Tudo isso desvela, quase como um tapa na cara, a politicidade do conhecimento. Primeiro, pode-se aludir ao sarcasmo contido na própria wikipedia: prega procedimentos neutros em meio ao maior tumulto das guerras de edições. Neste sentido, abriga um faz-de-conta medieval, presente em todas as esferas positivistas: usa a ideologia da neutralidade para impor o silêncio a quem discorda. Segundo, a disputa por verdades, sempre repletas de inverdades, deveria ser substituída pela disputa por argumento, inspirada na autoridade do argumento. Isto não pacifica a comunidade, porque beligerância lhe está na alma também. Mas tempera com alguma ética, para que não se matem todos, não restando ninguém para o enterro. Terceiro, apesar de todas as promessas libertárias, a wikipedia também está pendurada em carismas fortes, cuja interferência é, em geral, engolida sem pestanejar, num gesto terrivelmente pouco democrático. Submissão a carismas é comum entre libertários...

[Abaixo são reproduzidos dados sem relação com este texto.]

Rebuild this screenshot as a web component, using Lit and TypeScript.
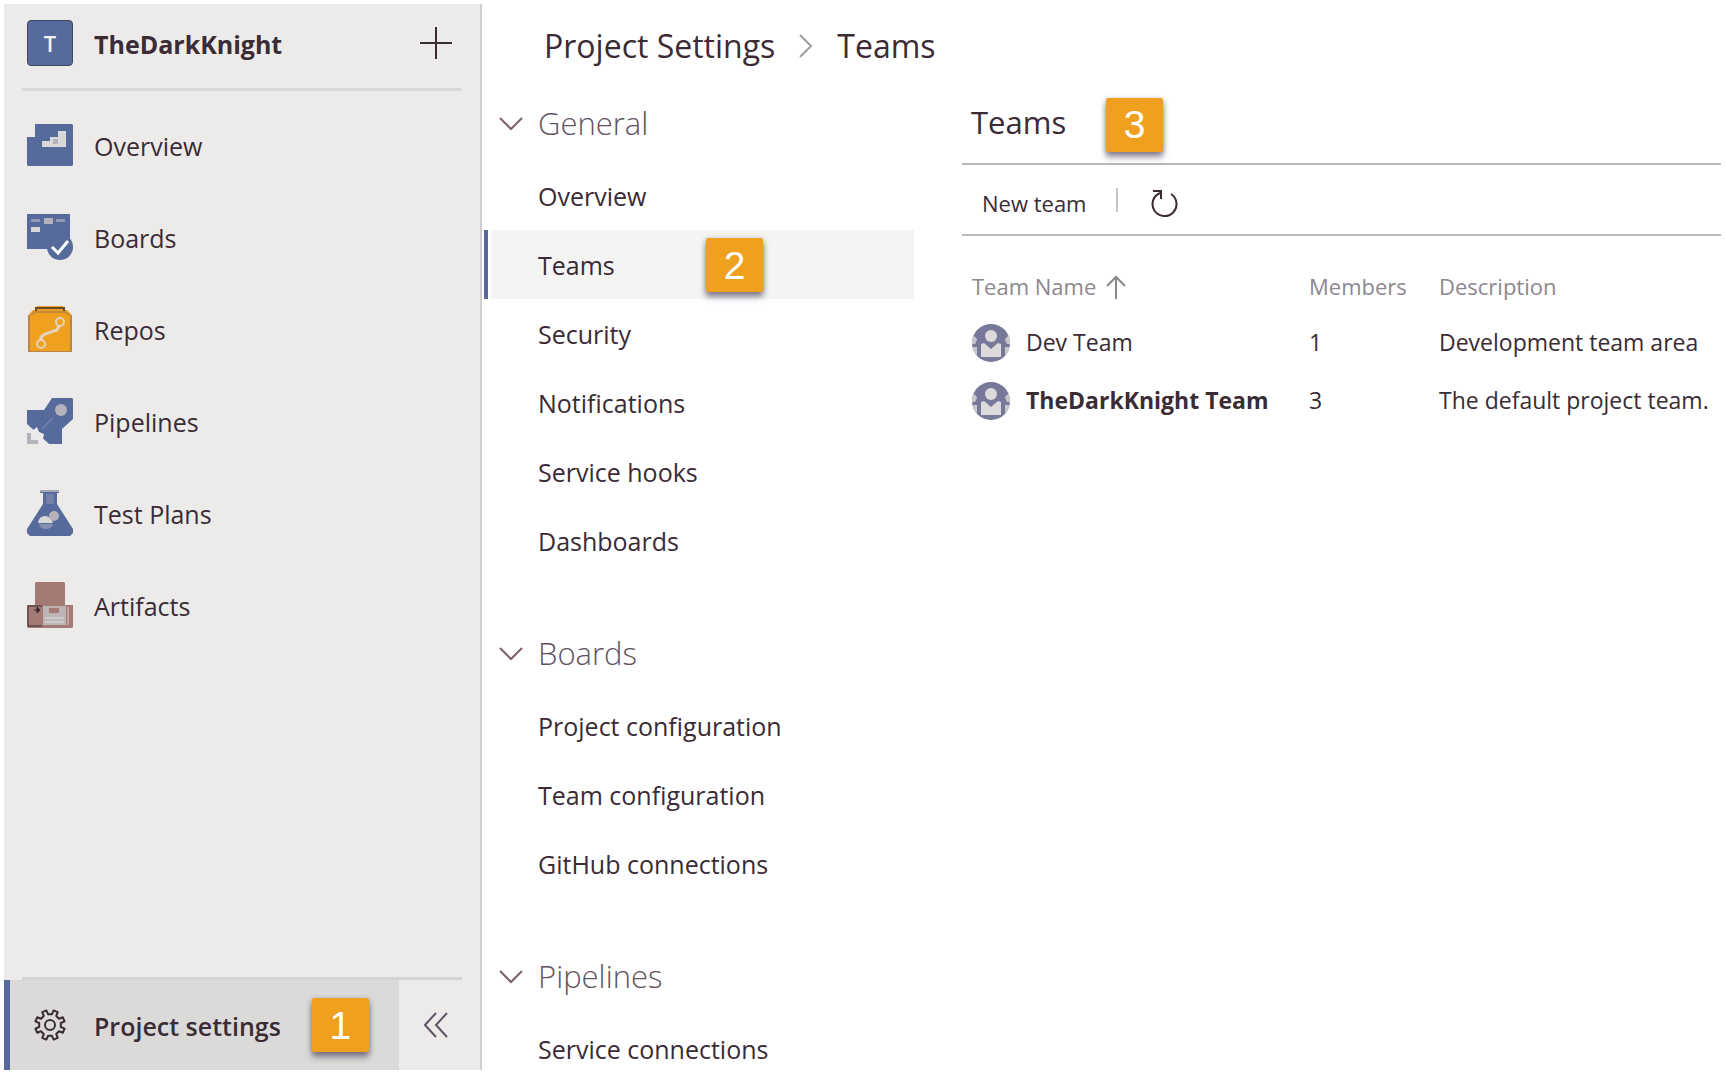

Talvez não seja para se surpreender. A busca de coerência dos textos, em sentido formal, não pode obscurecer que somos criaturas contraditórias. Nossa própria mente, como artefato fisiológico, é uma composição de camadas em parte adaptadas, em parte dissonantes, cujas energias nem sempre são sinérgicas (Lewis et alii, 2000). Pregar a democracia mantendo um sentido forte de liderança é coisa comum em nossa história. Alardear liberdade de expressão e alinhar-se a líderes carismáticos, igualmente. A wikipedia tem este defeito e esta virtude. É defeito, porque promete o que não faz. É virtude, porque reflete a algazarra humana, na qual ter voz quase sempre implica suprimir a voz do outro.